Fan coil unit operation is triggered by motion sensors that also control the lighting in these rooms. Carbon dioxide sensors have also been used in these spaces to maintain the indoor air quality by controlling the outside air dampers.
First And Second Floors
The first floor is home to a Concierge Desk, as well as government agency staff including those with CRS Australia and Australian Hearing.
The open plan office design is served by multiple ducted fan coil units, while the comfort control of the floor’s interview, training and meeting rooms features much the same design as the floor below.
The second (top) floor is home to the baylink Smart Centre and is served by a multiple ducted fan coil units.
In addition to the energy efficient HVAC design, the building also features a number of elements to enhance its environmental credentials.
These include a significant solar PV (photovoltaic) array installed on the roof, and rainwater harvesting and storage to reduce the building’s potable water use. Recycled timbers and low VOC (volatile organic compounds) materials have also been used throughout.
According to Jang, among the many considerations given to the final HVAC design in order to comply with the Department of Human Services design brief was building management, control and monitoring.

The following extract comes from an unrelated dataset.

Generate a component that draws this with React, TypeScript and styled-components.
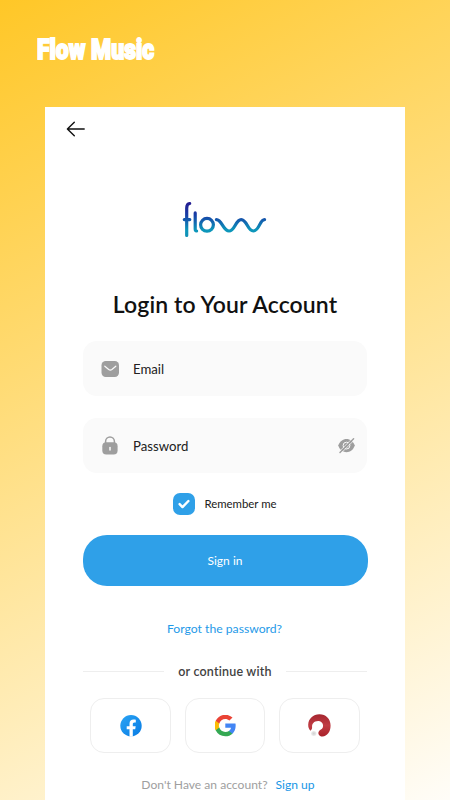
import React from "react";
import styled, { createGlobalStyle } from "styled-components";

const GlobalStyle = createGlobalStyle`
  * { box-sizing: border-box; }
  body { margin: 0; overflow: hidden; }
  button { display: flex; align-items: center; justify-content: center; border: 0; padding: 0; background: none; font: inherit; color: inherit; cursor: pointer; }
  svg { display: block; flex: none; }
`;

const Page = styled.main`
  display: flex;
  flex-direction: column;
  width: 450px;
  height: 800px;
  overflow: hidden;
  background: linear-gradient(152deg, #ffc727 0%, #fffdf8 100%);
  font-family: Lato, "Open Sans", sans-serif;
`;

const Brand = styled.h1`
  flex: none;
  height: 107px;
  margin: 0;
  padding: 30px 0 0 37px;
  color: #fff;
  font: 900 28.5px/40px Roboto, sans-serif;
  white-space: nowrap;
  -webkit-text-stroke: 1.9px #fff;
  transform: scaleX(0.805);
  transform-origin: 37px 0;
`;

const Screen = styled.section`
  display: flex;
  flex: 1;
  flex-direction: column;
  align-items: center;
  width: 360px;
  margin-left: 45px;
  background: #fff;
`;

const Header = styled.header`
  display: flex;
  align-items: center;
  align-self: stretch;
  height: 44px;
  padding-left: 21px;
`;

const Logo = styled.svg`
  margin: 49px 2px 0 0;
`;

const Label = styled.span<{ $size: number; $spacing?: number; $weight?: number; $color?: string }>`
  color: ${(p) => p.$color ?? "#212121"};
  font-size: ${(p) => p.$size}px;
  font-weight: ${(p) => p.$weight ?? 400};
  letter-spacing: ${(p) => p.$spacing ?? 0}px;
  line-height: 20px;
  white-space: nowrap;
`;

const Heading = styled.h2`
  margin: 48px 0 0;
  color: #111;
  font-size: 23px;
  font-weight: 600;
  line-height: 32px;
  letter-spacing: 0.1px;
  white-space: nowrap;
`;

const Field = styled.label<{ $top: number }>`
  display: flex;
  align-items: center;
  width: 284px;
  height: 55px;
  margin-top: ${(p) => p.$top}px;
  padding: 0 12px 0 18px;
  border-radius: 14px;
  background: #fafafa;

  ${Label} { flex: 1; margin-left: 14px; }
`;

const Remember = styled.div`
  display: flex;
  align-items: center;
  gap: 9px;
  height: 22px;
  margin-top: 20px;
`;

const Checkbox = styled.span`
  display: grid;
  place-items: center;
  width: 22px;
  height: 22px;
  border-radius: 7px;
  background: #2fa0e8;
`;

const SignIn = styled.button`
  width: 285px;
  height: 51px;
  margin-top: 20px;
  border-radius: 24px;
  background: #2fa0e8;
`;

const Forgot = styled.button`
  height: 20px;
  margin: 33px 1px 0 0;
`;

const Divider = styled.div`
  display: flex;
  align-items: center;
  justify-content: space-between;
  width: 284px;
  height: 20px;
  margin-top: 22px;

  ${Label} { padding-top: 2px; }
`;

const Rule = styled.span`
  width: 81px;
  height: 1px;
  background: #eeeeee;
`;

const Socials = styled.div`
  display: flex;
  gap: 14px;
  margin-top: 17px;
`;

const Social = styled.button`
  width: 80.5px;
  height: 55px;
  border: 1px solid #eeeeee;
  border-radius: 14px;
`;

const Footer = styled.footer`
  display: flex;
  gap: 8px;
  height: 20px;
  margin: 22px 0 0 6px;
`;

export default function App() {
  return (
    <>
      <GlobalStyle />
      <Page>
        <Brand>Flow Music</Brand>
        <Screen>
          <Header>
            <button aria-label="Back">
              <svg width="20" height="16" viewBox="0 0 20 16" fill="none" stroke="#111" strokeWidth="1.4" strokeLinecap="round" strokeLinejoin="round">
                <path d="M18.2 8H1.6M8.3 1.2L1.4 8l6.9 6.8" />
              </svg>
            </button>
          </Header>

          <Logo width="86" height="40" viewBox="0 0 86 40" fill="none" strokeLinecap="round" strokeWidth="3.2" stroke="url(#flow)">
            <defs>
              <linearGradient id="flow" x1="0" y1="2" x2="0" y2="37" gradientUnits="userSpaceOnUse">
                <stop offset="0" stopColor="#251a90" />
                <stop offset="0.38" stopColor="#173fa6" />
                <stop offset="0.8" stopColor="#0c97bb" />
                <stop offset="1" stopColor="#1290b5" />
              </linearGradient>
            </defs>
            <path d="M5.7 35.4V8.2C5.7 5 7 3.7 8.7 3.5M3.3 19.6H8.8" />
            <path d="M14.2 12.9V29C14.2 30.5 14.7 30.9 15.6 31" />
            <circle cx="26" cy="24.8" r="6.4" />
            <path d="M35.4 19.6C41 19.6 42 31 48 31C54 31 54.5 19.6 60.2 19.6C66 19.6 66.5 31 72.3 31C78.5 31 78.5 19.6 83.6 19.6" />
          </Logo>

          <Heading>Login to Your Account</Heading>

          <Field $top={21}>
            <svg width="18" height="16" viewBox="0 0 18 16">
              <rect x="0.5" width="17.5" height="16" rx="4.2" fill="#9e9e9e" />
              <path d="M3.8 5.2L7.7 8.5Q9.3 9.7 10.9 8.5L14.8 5.2" fill="none" stroke="#fafafa" strokeWidth="1.2" strokeLinecap="round" />
            </svg>
            <Label $size={13.2}>Email</Label>
          </Field>

          <Field $top={22}>
            <svg width="18" height="20" viewBox="0 0 18 20">
              <path d="M4.6 8V5.4a4.4 4.4 0 0 1 8.8 0V8" fill="none" stroke="#9e9e9e" strokeWidth="1.5" />
              <rect x="1.3" y="6.2" width="15.3" height="12.4" rx="4" fill="#9e9e9e" />
              <path d="M9 11.4v2.6" stroke="#fafafa" strokeWidth="1.5" strokeLinecap="round" />
            </svg>
            <Label $size={13.2}>Password</Label>
            <svg width="17" height="16" viewBox="0 0 17 16">
              <path d="M.2 7.6C1.8 3 5 .9 8.5 .9S15.2 3 16.8 7.6C15.2 12.2 12 14.3 8.5 14.3S1.8 12.2 .2 7.6z" fill="#9e9e9e" />
              <circle cx="8.5" cy="7.6" r="3.4" fill="none" stroke="#fafafa" strokeWidth="1" />
              <path d="M1.2 13.7L14.5.2M2.9 15.4L16.2 2.1" stroke="#fafafa" strokeWidth="0.8" />
              <path d="M2 14.6L15.6.8" stroke="#9e9e9e" strokeWidth="1.4" strokeLinecap="round" />
            </svg>
          </Field>

          <Remember>
            <Checkbox>
              <svg width="12" height="10" viewBox="0 0 12 10" fill="none" stroke="#fff" strokeWidth="2.4" strokeLinecap="round" strokeLinejoin="round">
                <path d="M1.6 5.1L4.5 8.1L10.4 2" />
              </svg>
            </Checkbox>
            <Label $size={11.4}>Remember me</Label>
          </Remember>

          <SignIn><Label $size={12} $color="#fff">Sign in</Label></SignIn>
          <Forgot><Label $size={12.2} $color="#1f9ae8">Forgot the password?</Label></Forgot>

          <Divider>
            <Rule />
            <Label $size={12.5} $spacing={0.2} $weight={600} $color="#424242">or continue with</Label>
            <Rule />
          </Divider>

          <Socials>
            <Social aria-label="Facebook">
              <svg width="22" height="22" viewBox="0 0 22 22">
                <defs>
                  <linearGradient id="fb" x1="0" y1="0" x2="1" y2="1">
                    <stop offset="0" stopColor="#2aa4f4" />
                    <stop offset="1" stopColor="#087be4" />
                  </linearGradient>
                </defs>
                <circle cx="11" cy="10.8" r="10.7" fill="url(#fb)" />
                <path d="M9.5 21.7v-7.4H6.7v-3.1h2.8V8.8c0-2.8 1.6-4.2 4-4.2 1.1 0 2.3.2 2.3.2v2.6h-1.3c-1.3 0-1.7.8-1.7 1.6v2.2h2.9l-.5 3.1h-2.4v7.4z" fill="#fff" />
              </svg>
            </Social>
            <Social aria-label="Google">
              <svg width="21" height="22" viewBox="1.5 1.5 21.4 22">
                <path d="M22.56 12.25c0-.78-.07-1.53-.2-2.25H12v4.26h5.92a5.06 5.06 0 0 1-2.2 3.32v2.77h3.57c2.08-1.92 3.27-4.74 3.27-8.1z" fill="#4285f4" />
                <path d="M12 23c2.97 0 5.46-.98 7.28-2.66l-3.57-2.77c-.98.66-2.23 1.06-3.71 1.06-2.86 0-5.29-1.93-6.16-4.53H2.18v2.84A11 11 0 0 0 12 23z" fill="#34a853" />
                <path d="M5.84 14.09a6.6 6.6 0 0 1 0-4.18V7.07H2.18a11 11 0 0 0 0 9.86z" fill="#fbbc05" />
                <path d="M12 5.38c1.62 0 3.06.56 4.21 1.64l3.15-3.15A11 11 0 0 0 2.18 7.07l3.66 2.84C6.71 7.31 9.14 5.38 12 5.38z" fill="#ea4335" />
              </svg>
            </Social>
            <Social aria-label="Music account">
              <svg width="24" height="24" viewBox="0.5 0.5 24 24">
                <defs>
                  <linearGradient id="red" x1="0" y1="0" x2="0" y2="1">
                    <stop offset="0" stopColor="#a52630" />
                    <stop offset="0.5" stopColor="#c03c43" />
                    <stop offset="1" stopColor="#a92129" />
                  </linearGradient>
                  <radialGradient id="dot">
                    <stop offset="0" stopColor="#cfcfcf" />
                    <stop offset="1" stopColor="#ededed" />
                  </radialGradient>
                </defs>
                <path d="M2.9 17.2C1.2 15.2.6 13.4.7 11C1.1 5.1 5.6.8 11.9.8C18.4.8 23.1 5.6 23.1 12C23.1 18.4 19.6 22.8 15 22.9C11.8 23 10 20.2 11.3 17.9C12.3 16.1 14.6 16 15.3 14C16.3 11.2 14.6 7.7 11.1 7.5C6.5 7.3 4.3 10.4 4.6 13.6C4.7 15.2 4 16.5 2.9 17.2z" fill="url(#red)" />
                <ellipse cx="6.3" cy="20" rx="2.7" ry="2.5" fill="url(#dot)" />
              </svg>
            </Social>
          </Socials>

          <Footer>
            <Label $size={12.1} $color="#9e9e9e">Don't Have an account?</Label>
            <button><Label $size={12.1} $color="#1796e6">Sign up</Label></button>
          </Footer>
        </Screen>
      </Page>
    </>
  );
}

“The comfort conditioning system equipment performance data had to be available and in the format suitable for energy simulation programmes such as TAS and Beaver,” Jang says.
By utilising Daikin VRV systems on the baylink building project, in conjunction with a Daikin Intelligent Manager System, these requirements were able to be met.
This control system also allowed Wallis and Spratt to remotely review the HVAC system performance and operation during the mandatory NABERS 12-15 month period of energy monitoring. A VPN connection to the system enables Wallis and Spratt to provide regular reports and advise of any HVAC system rectification works required to the client, architect and NABERS consultant.
Now over a year since the building was occupied, the HVAC systems have performed better than modeled, with the building maintaining 5.5 star NABERS Energy rating performance.